Tuesday, July 12, 2011

Bash redirection

http://tldp.org/HOWTO/Bash-Prog-Intro-HOWTO-3.html

3. All about redirection

3.1 Theory and quick reference

There are 3 file descriptors, stdin, stdout and stderr (std=standard).

Basically you can:
  1. redirect stdout to a file
  2. redirect stderr to a file
  3. redirect stdout to a stderr
  4. redirect stderr to a stdout
  5. redirect stderr and stdout to a file
  6. redirect stderr and stdout to stdout
  7. redirect stderr and stdout to stderr
1 'represents' stdout and 2 stderr. A little note for seeing this things: with the less command you can view both stdout (which will remain on the buffer) and the stderr that will be printed on the screen, but erased as you try to 'browse' the buffer.

3.2 Sample: stdout 2 file

This will cause the ouput of a program to be written to a file.
        ls -l > ls-l.txt
        
Here, a file called 'ls-l.txt' will be created and it will contain what you would see on the screen if you type the command 'ls -l' and execute it.

3.3 Sample: stderr 2 file

This will cause the stderr ouput of a program to be written to a file.
        grep da * 2> grep-errors.txt
        
Here, a file called 'grep-errors.txt' will be created and it will contain what you would see the stderr portion of the output of the 'grep da *' command.

3.4 Sample: stdout 2 stderr

This will cause the stderr ouput of a program to be written to the same filedescriptor than stdout.
        grep da * 1>&2 
        
Here, the stdout portion of the command is sent to stderr, you may notice that in differen ways.

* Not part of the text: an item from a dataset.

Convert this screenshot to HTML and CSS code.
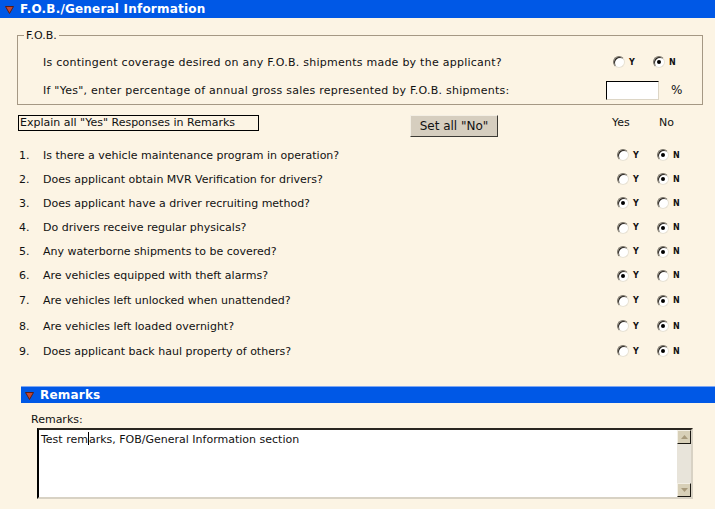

3.5 Sample: stderr 2 stdout

This will cause the stderr ouput of a program to be written to the same filedescriptor than stdout.
        grep * 2>&1
        
Here, the stderr portion of the command is sent to stdout, if you pipe to less, you'll see that lines that normally 'dissapear' (as they are written to stderr) are being kept now (because they're on stdout).

3.6 Sample: stderr and stdout 2 file

This will place every output of a program to a file. This is suitable sometimes for cron entries, if you want a command to pass in absolute silence.
        rm -f $(find / -name core) &> /dev/null 
        
This (thinking on the cron entry) will delete every file called 'core' in any directory. Notice that you should be pretty sure of what a command is doing if you are going to wipe it's output.